Enfin, les composites modifient les régimes thermiques des avions. Le coefficient de dilatation thermique est très faible, mais les transferts de chaleur sont moindres que dans le métal. Cela nécessite des systèmes de gestion thermique indépendants pour les baies électroniques et les armements internes.

L’influence sur la chaîne industrielle et la doctrine d’emploi des chasseurs
L’introduction des matériaux composites bouleverse toute la chaîne industrielle aéronautique. Les centres de production traditionnels, équipés pour le fraisage aluminium, sont dépassés. La fabrication composite repose sur la pose robotisée de fibres, le drapage automatisé, et des cycles de polymérisation longs, avec temps de cycle moyen de 6 à 12 heures par pièce.
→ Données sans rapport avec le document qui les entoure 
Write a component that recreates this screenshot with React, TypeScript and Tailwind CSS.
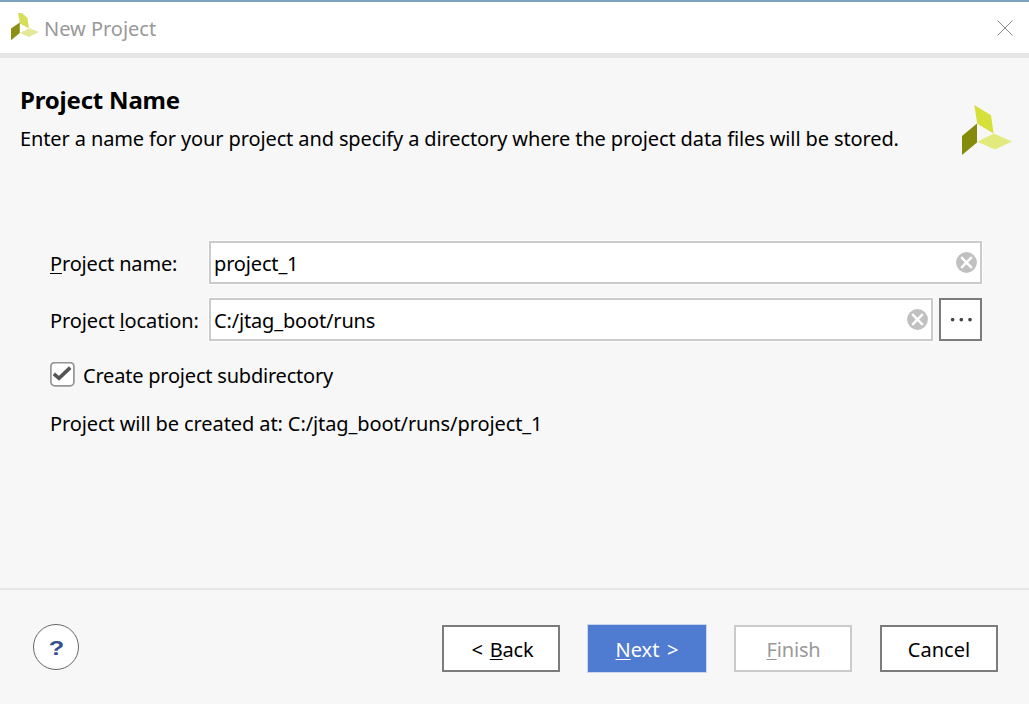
import React from "react";

function Logo({ className }: { className?: string }) {
  return (
    <svg viewBox="0 0 50 50" className={className} aria-hidden="true">
      <path d="M12.3 0 29 10.3 31.6 28.6 15.3 18.7Z" fill="#d6e03a" />
      <path d="M0 31 15 18.5V37.5L0 50Z" fill="#848a0b" />
      <path d="M15.3 36.8 31.8 28.6 50 36.5 33 44.5Z" fill="#e3ea7d" />
    </svg>
  );
}

function TitleLogo() {
  return (
    <svg viewBox="0 0 28 28" className="mb-px size-7" aria-hidden="true">
      <path d="M7 0H11L16.5 5 18 15.5 8.8 10.5Z" fill="#d6de5c" />
      <path d="M0 15.5 8.8 9.5V20L0 27.2Z" fill="#8b8f14" />
      <path d="M8.8 20 18.3 15.2 28 19 18 24Z" fill="#e4e89a" />
    </svg>
  );
}

function ClearIcon() {
  return (
    <svg viewBox="0 0 22 22" className="size-[22px] shrink-0" aria-hidden="true">
      <circle cx="11.5" cy="10.5" r="10.4" fill="#c0c0c0" />
      <path d="M6.2 5.2 16.8 15.8M16.8 5.2 6.2 15.8" stroke="#fff" strokeWidth="2.4" fill="none" />
    </svg>
  );
}

function Key({ children }: { children: string }) {
  return (
    <span className="underline decoration-1 underline-offset-[2px] [text-decoration-skip-ink:none]">
      {children}
    </span>
  );
}

function Field({ value, width }: { value: string; width: string }) {
  return (
    <div
      className={`flex h-[43px] items-center justify-between border-2 border-[#cbcbcb] bg-white pr-[3px] pl-[3px] outline outline-[#fcfcfc] ${width}`}
    >
      <span className="pt-0.5 tracking-[-0.16px]">{value}</span>
      <ClearIcon />
    </div>
  );
}

export default function App() {
  return (
    <div className="flex h-[704px] w-[1029px] flex-col overflow-hidden bg-[#f7f7f7] font-['Noto_Sans',sans-serif] text-[20px] leading-7 whitespace-nowrap text-black">
      <header className="flex h-[58px] shrink-0 items-center justify-between border-t-2 border-b-[5px] border-t-[#7ba3bd] border-b-[#e6e6e6] bg-white pr-4 pl-[11px]">
        <div className="flex items-center gap-[5px]">
          <TitleLogo />
          <h1 className="pt-0.5 tracking-[-0.02px] text-[#999]">New Project</h1>
        </div>
        <svg viewBox="0 0 16 16" className="size-4" aria-hidden="true">
          <path d="M.5.5 15.5 15.5M15.5.5.5 15.5" stroke="#888" strokeWidth="1" fill="none" />
        </svg>
      </header>

      <main className="flex h-[530px] shrink-0 flex-col">
        <section className="flex h-[183px] justify-between pr-[17px] pl-5">
          <div className="pt-[27px]">
            <h2 className="text-[24px] leading-[30px] font-bold tracking-[-0.2px]">Project Name</h2>
            <p className="pt-[10px] tracking-[-0.12px]">
              Enter a name for your project and specify a directory where the project data files will be stored.
            </p>
          </div>
          <Logo className="mt-[47px] size-[50px]" />
        </section>

        <form className="flex flex-col pl-[50px]">
          <div className="flex items-center">
            <label className="w-[159px] pt-0.5 tracking-[-0.17px]">
              <Key>P</Key>roject name:
            </label>
            <Field value="project_1" width="w-[773px]" />
          </div>
          <div className="mt-[14px] flex items-center">
            <label className="w-[159px] pt-0.5 tracking-[-0.12px]">
              Project <Key>l</Key>ocation:
            </label>
            <Field value="C:/jtag_boot/runs" width="w-[724px]" />
            <button type="button" className="ml-[6px] flex size-[43px] items-center justify-center border-2 border-[#7c7c7c] bg-white">
              <svg viewBox="0 0 22 4" className="h-1 w-[22px]" fill="#444" aria-hidden="true">
                <circle cx="2.6" cy="1.7" r="1.8" />
                <circle cx="11.3" cy="1.7" r="1.8" />
                <circle cx="20" cy="1.7" r="1.8" />
              </svg>
            </button>
          </div>
          <div className="mt-5 flex h-[27px] items-center">
            <svg viewBox="0 0 25 25" className="size-[25px]" aria-hidden="true">
              <rect x="0.9" y="0.6" width="23" height="23.2" rx="3.8" fill="#fff" stroke="#959595" strokeWidth="1.7" />
              <path d="M3.9 11.9 9 16.4 20.2 5.6" fill="none" stroke="#555" strokeWidth="3.6" />
            </svg>
            <span className="pt-[3px] pl-2 tracking-[-0.21px]">Create project subdirectory</span>
          </div>
          <p className="mt-[22px] tracking-[-0.1px]">Project will be created at: C:/jtag_boot/runs/project_1</p>
        </form>
      </main>

      <footer className="flex h-[116px] shrink-0 items-start justify-between border-t-2 border-[#e6e6e6] pt-[34px] pr-[31px] pl-[33px]">
        <button type="button" className="flex size-[46px] items-center justify-center rounded-full border border-[#666] bg-white font-['Liberation_Sans',sans-serif] text-[21px] font-bold text-[#34508f]">
          <span className="scale-x-[1.2] pt-px">?</span>
        </button>
        <div className="flex gap-[28px] pt-px">
          <button type="button" className="h-[47px] w-[118px] border-2 border-[#7c7c7c] bg-white pt-0.5 pl-[3px] tracking-[-0.2px] [word-spacing:2px]">
            &lt; <Key>B</Key>ack
          </button>
          <button type="button" className="h-[47px] w-[118px] bg-[#4f7bd0] pt-0.5 tracking-normal text-white outline outline-[#cbd7ef] [word-spacing:2.5px]">
            <Key>N</Key>ext &gt;
          </button>
          <button type="button" className="h-[47px] w-[118px] border-2 border-[#cbcbcb] bg-white pt-0.5 pl-px tracking-[-0.15px] text-[#999]">
            <Key>F</Key>inish
          </button>
          <button type="button" className="h-[47px] w-[118px] border-2 border-[#7c7c7c] bg-white pt-0.5 tracking-[0px]">
            Cancel
          </button>
        </div>
      </footer>
    </div>
  );
}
Le F-35 a nécessité la construction d’une ligne spécifique de drapage automatisé dans les usines de Lockheed Martin. Chez Dassault, le Rafale a obligé à restructurer la ligne de Mérignac pour intégrer les procédés de collage et durcissement. L’investissement initial dépasse souvent 300 à 500 millions € pour une ligne composite complète.
La logistique évolue également. Les pièces ne peuvent plus être stockées comme des composants métalliques. Le stockage exige des environnements climatisés, surtout pour les résines non polymérisées.
Du point de vue opérationnel, cela implique une réduction des équipes de réparation de terrain, mais une augmentation des techniciens spécialisés. La maintenance devient plus spécialisée, moins improvisée. Certaines armées peinent à maintenir ce niveau de technicité dans des contextes expéditionnaires.
L’utilisation de matériaux composites impose aussi de nouvelles normes OTAN de certification. La résistance au choc balistique, l’échauffement en vol supersonique ou les contraintes en catapultage (pour les avions embarqués) doivent être recalculés selon d’autres matrices de fatigue que celles de l’aluminium.
Le recours aux composites permet cependant de standardiser certaines pièces sur plusieurs plateformes. Le Rafale, le nEUROn et le Falcon 10X partagent certaines technologies de drapage, de collage et d’assemblage. Cette mutualisation réduit les coûts et facilite les développements croisés entre aviation civile et militaire.